Решение же Бакунина это такое децентрализованное общество состоящее из различных самоорганизующихся групп: анархизм. Но что это такое он в этой книге не описывает. Он выступает в защиту народа, говорит что народ сам разберётся, а хуже всего была бы диктатура над этим народом. Анархия это отсутствие государства, но она не означает хаос и беспорядок, как Россия в 90-ые.
Все это очень интересно, но как бы мне к этому критически подойти? Помню в Яндексе когда-то было много разговоров о плоской иерархии и отсутствии менеджмента, но реально все скатилось обратно к менеджменту и иерархии. В определенных условия плоская иерархия конечно очень эффективна, но с ростом масштаба – ограничена. Но может быть этот масштаб и не нужен.
Читая Руссо наткнулся на упомянания «варварской» России – 1762 года.
А ведь действительно, Петр Первый прорубив свое «окно в Европу» укоротил взросление русских, но тем самым и погубил их ценное «детство». Но станут ли русские когда-нибудь цивилизованными? Ведь могут повзрослеть? Почти 300 лет прошло, но до сих пор непонятно:
«Юность — не детство. У народов, как и людей, существует пора юности или, если хотите, зрелости, которой следует дождаться, прежде чем подчинять их законам. Но наступление зрелости у народа не всегда легко распознать; если же ввести законы преждевременно, то весь труд пропал. Один народ восприимчив уже от рождения, другой не становится таковым и по прошествии десяти веков. Русские никогда не станут истинно цивилизованными, так как они подверглись цивилизации чересчур рано. Петр [Первый] обладал талантами подражательными, у него не было подлинного гения, того, что творит и создает все из ничего. Кое-что из сделанного им было хорошо, большая часть была не к месту. Он понимал, что его народ был диким, но совершенно не понял, что он еще не созрел для уставов гражданского общества. Он хотел сразу просветить и благоустроить свой народ, в то время как его надо было еще приучать к трудностям этого. Он хотел сначала создать немцев, англичан, когда надо было начать с того, чтобы создавать русских. Он помешал своим подданным стать когда-нибудь тем, чем они могли бы стать, убедив их, что они были тем, чем они не являются. Так наставник-француз воспитывает своего питомца, чтобы тот блистал в детстве, а затем навсегда остался ничтожеством. Российская империя пожелает покорить Европу — и сама будет покорена. Татары, ее подданные или ее соседи, станут ее, как и нашими повелителями. Переворот этот кажется мне неизбежным. Все короли Европы сообща способствуют его приближению»
(Об Общественном Договоре, Книга Вторая, Глава 8; 1762 год)

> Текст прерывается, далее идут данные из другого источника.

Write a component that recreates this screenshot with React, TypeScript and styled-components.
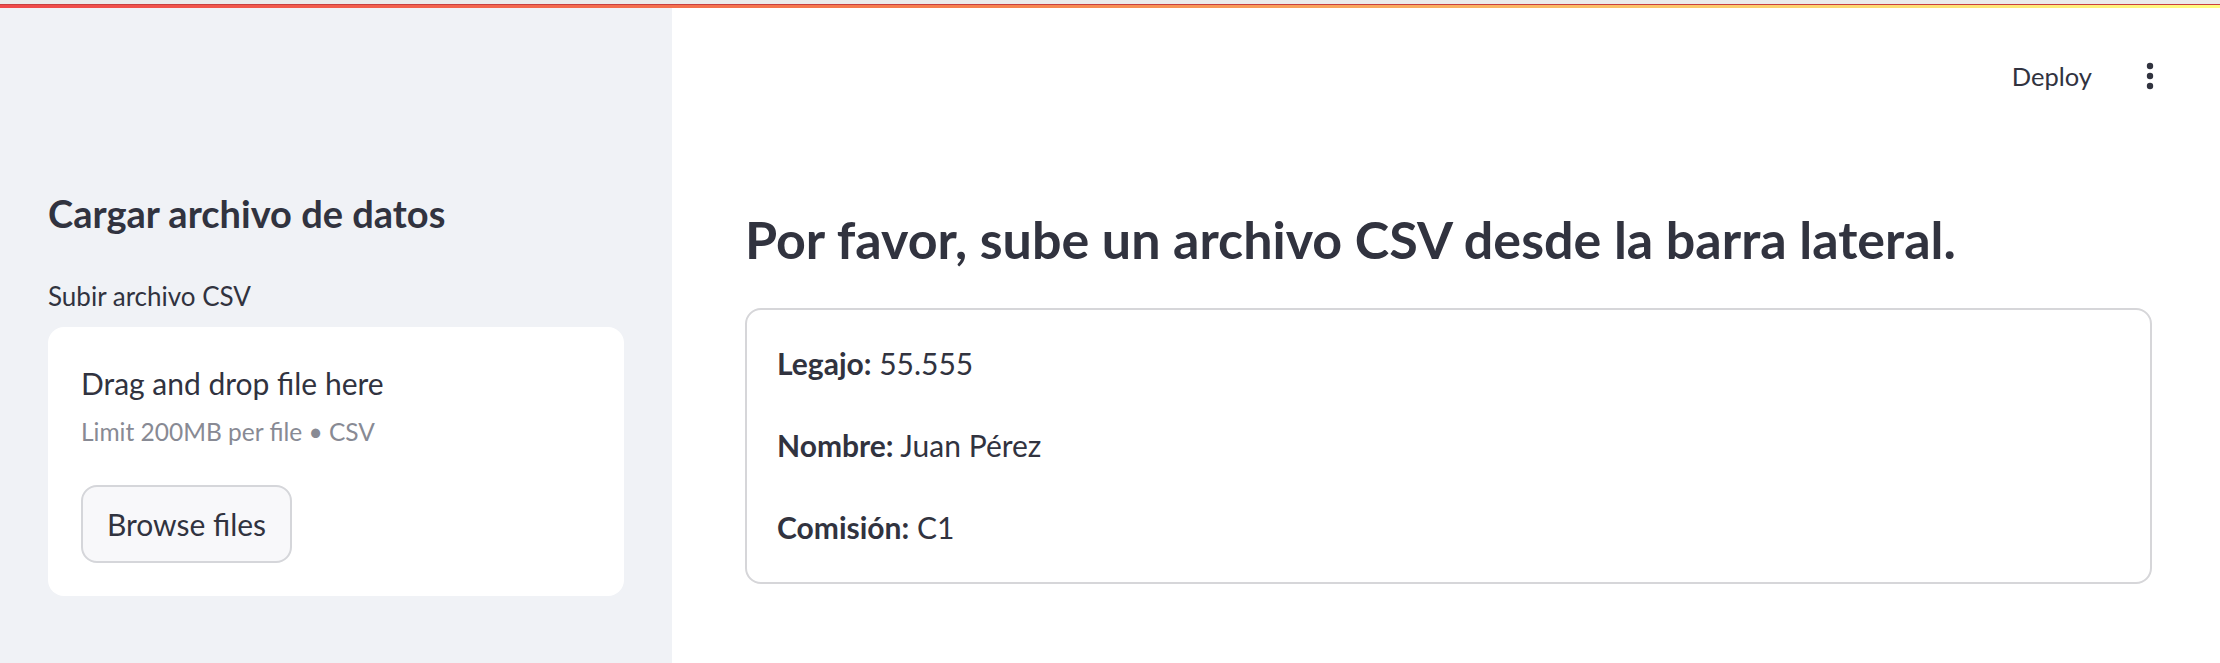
import React from "react";
import styled, { createGlobalStyle } from "styled-components";

const GlobalStyle = createGlobalStyle`
  html, body { margin: 0; padding: 0; }
  body { font-family: Lato, "Noto Sans", sans-serif; color: #31333f; background: #ffffff; }
  * { box-sizing: border-box; }
`;

const Page = styled.div`
  height: 100vh;
  display: flex;
  flex-direction: column;
  overflow: hidden;
`;

const ChromeStrip = styled.div`
  height: 4px;
  background: #ebebeb;
  flex-shrink: 0;
`;

const Decoration = styled.div`
  height: 4px;
  flex-shrink: 0;
  background: linear-gradient(90deg, #f04a4a 0%, #f6834f 45%, #fffd80 100%);
  border-top: 1px solid #c94040;
`;

const Body = styled.div`
  flex: 1;
  display: flex;
  min-height: 0;
`;

const Sidebar = styled.aside`
  width: 672px;
  flex-shrink: 0;
  background: #f0f2f6;
  padding: 181px 48px 0 48px;
  display: flex;
  flex-direction: column;
`;

const SideHeading = styled.h3`
  margin: 0;
  font-size: 38px;
  line-height: 48px;
  font-weight: 700;
  color: #31333f;
`;

const FieldLabel = styled.label`
  margin-top: 37px;
  font-size: 26px;
  line-height: 45px;
  color: #31333f;
`;

const Dropzone = styled.section`
  margin-top: 8px;
  background: #ffffff;
  border-radius: 16px;
  padding: 32px 32px 33px 33px;
  display: flex;
  flex-direction: column;
  align-items: flex-start;
`;

const DropTitle = styled.span`
  font-size: 30px;
  line-height: 49px;
  color: #31333f;
`;

const DropHint = styled.small`
  font-size: 24.5px;
  line-height: 48px;
  color: #888a94;
`;

const BrowseButton = styled.button`
  margin-top: 29px;
  width: 211px;
  height: 78px;
  border: 2px solid #d5d6da;
  border-radius: 16px;
  background: #f8f8fa;
  font-family: inherit;
  font-size: 30px;
  color: #31333f;
  padding: 0;
`;

const Main = styled.main`
  flex: 1;
  display: flex;
  flex-direction: column;
`;

const Header = styled.header`
  height: 136px;
  display: flex;
  justify-content: flex-end;
  align-items: center;
  gap: 52px;
  padding-right: 64px;
`;

const DeployText = styled.span`
  font-size: 25.5px;
  color: #31333f;
`;

const Content = styled.div`
  padding: 62px 68px 0 73px;
  display: flex;
  flex-direction: column;
`;

const MainHeading = styled.h2`
  margin: 0;
  font-size: 52px;
  line-height: 67px;
  font-weight: 700;
  color: #31333f;
`;

const InfoCard = styled.div`
  margin-top: 35px;
  border: 2px solid #d6d6d9;
  border-radius: 16px;
  padding: 28px 30px 29px 30px;
  display: flex;
  flex-direction: column;
  gap: 31px;
`;

const InfoLine = styled.p`
  margin: 0;
  font-size: 30px;
  line-height: 51px;
  color: #31333f;
  strong { font-weight: 700; }
`;

function DotsIcon() {
  return (
    <svg width="12" height="28" viewBox="0 0 12 28" aria-hidden="true">
      <circle cx="6" cy="4" r="3.2" fill="#31333f" />
      <circle cx="6" cy="14" r="3.2" fill="#31333f" />
      <circle cx="6" cy="24" r="3.2" fill="#31333f" />
    </svg>
  );
}

export default function App() {
  return (
    <Page>
      <GlobalStyle />
      <ChromeStrip />
      <Decoration />
      <Body>
        <Sidebar>
          <SideHeading>Cargar archivo de datos</SideHeading>
          <FieldLabel>Subir archivo CSV</FieldLabel>
          <Dropzone>
            <DropTitle>Drag and drop file here</DropTitle>
            <DropHint>Limit 200MB per file • CSV</DropHint>
            <BrowseButton>Browse files</BrowseButton>
          </Dropzone>
        </Sidebar>
        <Main>
          <Header>
            <DeployText>Deploy</DeployText>
            <DotsIcon />
          </Header>
          <Content>
            <MainHeading>Por favor, sube un archivo CSV desde la barra lateral.</MainHeading>
            <InfoCard>
              <InfoLine><strong>Legajo:</strong> 55.555</InfoLine>
              <InfoLine><strong>Nombre:</strong> Juan Pérez</InfoLine>
              <InfoLine><strong>Comisión:</strong> C1</InfoLine>
            </InfoCard>
          </Content>
        </Main>
      </Body>
    </Page>
  );
}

Но вообще, неспособность к взросления мне кажется глупой идеей – то что русские перескакивают важные шаги просветления и в итоге застряли все в том же деспотичном царизме. Как, например, Россия не став полноценной демократией, принялась строить коммунизм, а в итоге вернулась к царю в виде Сталина. Но мне думается, что конечно можно перескакивать через шаги взросления, я и сам всегда так делал, но все же важные шаги стоит переживать самому.